We always stress to clients the importance of making a Will. This is not only so that assets are left to beneficiaries of one’s own choosing, but also so that other important instructions can be carried out, such as who will administer the estate, who will act as guardian to any children (after the surviving spouse), what will happen to personal possessions and even who will take care of any pets.

However, such advice is not always followed, and if there is no valid Will when someone dies, then we have an intestacy. If there is a Will but it does not dispose of all the assets, then it is termed a partial intestacy.

An invalid Will also result in an intestacy, which can arise in a surprising number of ways. For example, a subsequent marriage automatically revokes a previous Will as does a sole beneficiary predeceasing or divorcing the deceased. In addition, a failure to deal with the formalities such as the correct witnessing of the Will also makes the Will invalid.

The laws and regulations relevant to intestacy come from the Administration of Estates Act 1925, as amended by the Inheritance and Trustees’ Powers Act 2014.

The general principle is that, in the case of a non-existent or invalid Will, the estate is shared by relatives in the highest category to the exclusion of relatives in a lower category.
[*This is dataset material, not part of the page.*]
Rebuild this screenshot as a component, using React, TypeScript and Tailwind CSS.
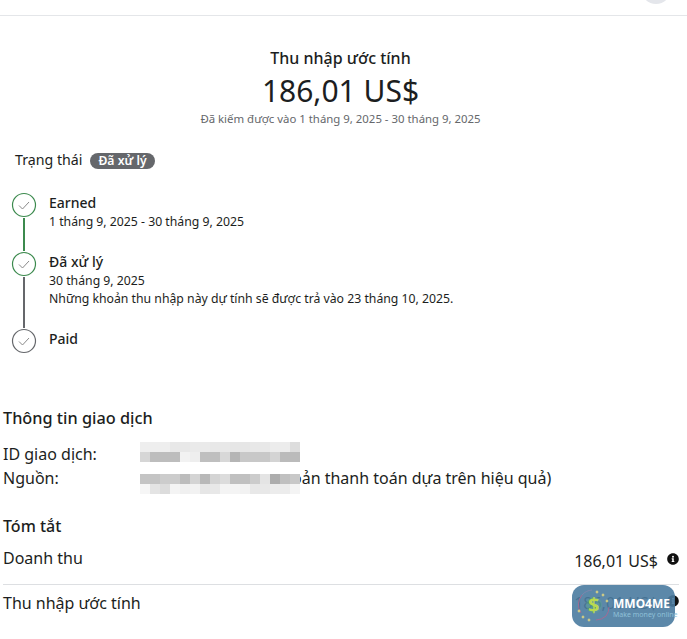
import React from 'react';

const blurTop = [
  ['#eeeeee', '#eeeeee', '#eeeeee', '#e8e8e8', '#e8e8e8', '#eaeaea', '#eaeaea', '#e8e8e8', '#e8e8e8', '#e6e6e6', '#e6e6e6', '#e8e8e8', '#e8e8e8', '#ececec', '#ececec', '#dddddd'],
  ['#d6d6d6', '#bdbdbd', '#bdbdbd', '#bdbdbd', '#f2f2f2', '#eeeeee', '#bfbfbf', '#bfbfbf', '#d8d8d8', '#b5b5b5', '#c8c8c8', '#c8c8c8', '#c8c8c8', '#d4d4d4', '#bbbbbb', '#bbbbbb'],
];
const blurBottom = [
  ['#c4c4c4', '#c4c4c4', '#cccccc', '#cccccc', '#bcbcbc', '#d4d4d4', '#b8b8b8', '#d4d4d4', '#dcdcdc', '#c0c0c0', '#c0c0c0', '#cccccc', '#e4e4e4', '#adadad', '#c0c0c0', '#c8c8c8'],
  ['#f6f6f6', '#e4e4e4', '#dcdcdc', '#f4f4f4', '#f0f0f0', '#f2f2f2', '#e6e6e6', '#e8e8e8', '#f4f4f4', '#f4f4f4', '#f2f2f2', '#e8e8e8', '#e8e8e8', '#ececec', '#ececec', '#f4f4f4'],
];

const Blur = ({ rows }: { rows: string[][] }) => (
  <div className="relative z-10 shrink-0">
    {rows.map((row, i) => (
      <div key={i} className="flex">
        {row.map((c, j) => (
          <div key={j} className="h-[10px] w-[10px]" style={{ backgroundColor: c }} />
        ))}
      </div>
    ))}
  </div>
);

const Step = ({ color }: { color: string }) => (
  <svg width="26" height="26" viewBox="0 0 26 26" fill="none" className="shrink-0">
    <circle cx="13" cy="13" r="11.5" stroke={color} strokeWidth="1.2" fill="white" />
    <path d="M8 13.5l3.5 3.5 6.5-7" stroke="#8a8a8a" strokeWidth="1" />
  </svg>
);

const Info = ({ className }: { className: string }) => (
  <svg width="12" height="12" viewBox="0 0 512 512" fill="#111" className={className}>
    <path d="M256 8C119 8 8 119 8 256s111 248 248 248 248-111 248-248S393 8 256 8zm0 110a42 42 0 1 1 0 84 42 42 0 0 1 0-84zm56 254c0 7-5 12-12 12h-88c-7 0-12-5-12-12v-24c0-7 5-12 12-12h12v-64h-12c-7 0-12-5-12-12v-24c0-7 5-12 12-12h64c7 0 12 5 12 12v100h12c7 0 12 5 12 12z" />
  </svg>
);

const stars = [
  [25, 7],
  [31, 10],
  [35, 16],
  [7, 26],
  [11, 32],
  [17, 35],
];

const App: React.FC = () => {
  return (
    <div className="relative h-[639px] w-[687px] overflow-hidden bg-white font-['Noto_Sans',sans-serif] text-[#1c1e21]">
      {/* Top bar */}
      <div className="relative h-4 overflow-hidden border-b border-[#e4e6e9]">
        <div className="absolute -top-[26px] left-[641px] h-[30px] w-[30px] rounded-full bg-[#e4e6eb]" />
      </div>

      {/* Summary */}
      <div className="mt-[31px] flex flex-col items-center pr-[6px]">
        <div className="text-[16px] leading-[22px] font-medium">Thu nhập ước tính</div>
        <div className="mt-[3px] text-[30px] leading-[38px]">186,01 US$</div>
        <div className="mt-[1px] text-[11.4px] leading-[16px] text-[#65676b]">Đã kiếm được vào 1 tháng 9, 2025 - 30 tháng 9, 2025</div>
      </div>

      {/* Status */}
      <div className="mt-[23px] ml-[15px] flex items-center gap-2">
        <span className="text-[14.2px] leading-[20px]">Trạng thái</span>
        <span className="mt-[1px] rounded-full bg-[#65676b] px-2 text-[12.2px] leading-[16px] font-semibold text-white">Đã xử lý</span>
      </div>

      {/* Timeline */}
      <div className="mt-[22px] ml-[11px] flex">
        <div className="flex w-[26px] flex-col items-center">
          <Step color="#3c8a4e" />
          <div className="h-[33px] w-[2px] bg-[#3c8a4e]" />
          <Step color="#3c8a4e" />
          <div className="h-[51px] w-[2px] bg-[#65676b]" />
          <Step color="#65676b" />
        </div>
        <div className="mt-[1px] ml-3 text-[12.25px] leading-[18px]">
          <div className="h-[59px]">
            <div className="text-[14px] leading-[20px] font-medium">Earned</div>
            <div>1 tháng 9, 2025 - 30 tháng 9, 2025</div>
          </div>
          <div className="h-[77px]">
            <div className="text-[14px] leading-[20px] font-medium">Đã xử lý</div>
            <div>30 tháng 9, 2025</div>
            <div>Những khoản thu nhập này dự tính sẽ được trả vào 23 tháng 10, 2025.</div>
          </div>
          <div className="text-[14px] leading-[20px] font-medium">Paid</div>
        </div>
      </div>

      {/* Transaction info */}
      <div className="mt-[53px] px-[3px]">
        <div className="text-[16.3px] leading-[22px] font-medium">Thông tin giao dịch</div>
        <div className="mt-[13px] flex text-[16px] leading-[20px]">
          <span className="mt-[2px] w-[137px]">ID giao dịch:</span>
          <Blur rows={blurTop} />
        </div>
        <div className="mt-[10px] flex text-[16px] leading-[20px]">
          <span className="-mt-[6px] w-[137px]">Nguồn:</span>
          <Blur rows={blurBottom} />
          <span className="-mt-[6px] -ml-[8px]">oản thanh toán dựa trên hiệu quả)</span>
        </div>
      </div>

      {/* Summary table */}
      <div className="mt-[21px] px-[3px]">
        <div className="text-[16px] leading-[22px] font-medium">Tóm tắt</div>
        <div className="mt-[10px] flex h-[38px] w-[676px] justify-between border-b border-[#dddfe2] text-[16px] leading-[22px]">
          <span>Doanh thu</span>
          <span className="mt-[3px] flex items-start">
            186,01 US$
            <Info className="mt-[3px] ml-[9px]" />
          </span>
        </div>
        <div className="mt-[7px] flex w-[676px] justify-between text-[16px] leading-[22px]">
          <span>Thu nhập ước tính</span>
          <span className="flex items-start">
            186,01 US$
            <Info className="mt-[3px] ml-[9px]" />
          </span>
        </div>
      </div>

      {/* Watermark */}
      <div className="absolute top-[585px] left-[572px] flex h-[42px] w-[103px] items-center rounded-[12px] bg-[#4a7ba0]/90">
        <svg width="40" height="42" viewBox="0 0 40 42" className="shrink-0">
          <path d="M10 10A15 15 0 0 0 9 28" fill="none" stroke="#a56a93" strokeWidth="1" />
          <path d="M34 31A15 15 0 0 0 37 22" fill="none" stroke="#a56a93" strokeWidth="1" />
          <path d="M10 10A15 15 0 0 1 20 5" fill="none" stroke="#7d86ad" strokeWidth="1" />
          <path d="M24 35A15 15 0 0 0 34 31" fill="none" stroke="#a56a93" strokeWidth="1" />
          <circle cx="22" cy="20" r="8" fill="#5fae86" fillOpacity="0.35" />
          {stars.map(([x, y]) => (
            <path key={`${x}-${y}`} d={`M${x} ${y - 2}l.6 1.4 1.4.6-1.4.6-.6 1.4-.6-1.4-1.4-.6 1.4-.6z`} fill="#f6e27a" />
          ))}
        </svg>
        <span className="absolute top-[8px] left-[16px] text-[20px] leading-[24px] font-bold text-[#b9d94f]">$</span>
        <div className="mt-[4px] ml-[1px] flex flex-col">
          <span className="text-[12px] leading-[13px] font-bold whitespace-nowrap text-white">MMO4ME</span>
          <span className="text-[7px] leading-[10px] whitespace-nowrap text-[#8fc0d8]">Make money online</span>
        </div>
      </div>
    </div>
  );
};

export default App;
However, where there is a surviving spouse and children, the surviving spouse may be required to share the estate with the children depending on the size of the estate.

The broad rules are as follows:

Joint assets pass by survivorship and are deemed to be outside of the Will. Thus, joint beneficial ownership of a house passes to the survivor, as does a joint bank account.

A surviving spouse with issue would get the first £322,000 of the estate absolutely (increased from £250,000 since 26 July 2023), plus personal chattels and half of anything remaining. The child/children will inherit the other half of anything remaining, split equally between all children. 

Where there is a surviving spouse but no issue, the surviving spouse will inherit all the personal property and belongings and the whole of the estate from the date of death.

If there is no surviving spouse or issue, then the order of inheritance is:

  • parents
  • brothers & sisters of whole blood
  • brothers and sisters of half blood
  • surviving grandparents
  • uncles and aunts of whole blood
  • unless and aunts of half blood.

The details are complex and professional advice is usually required.

Those inheriting the estate are also the administrators for it, and a maximum of four administrators can be appointed. It is generally advisable to appoint at least two individuals, in cases where there are young children or a long-term interest.

It is permissible to renounce a claim under intestacy so that the next in line can benefit.

As you can see from the above, it is much simpler to have a Will in place.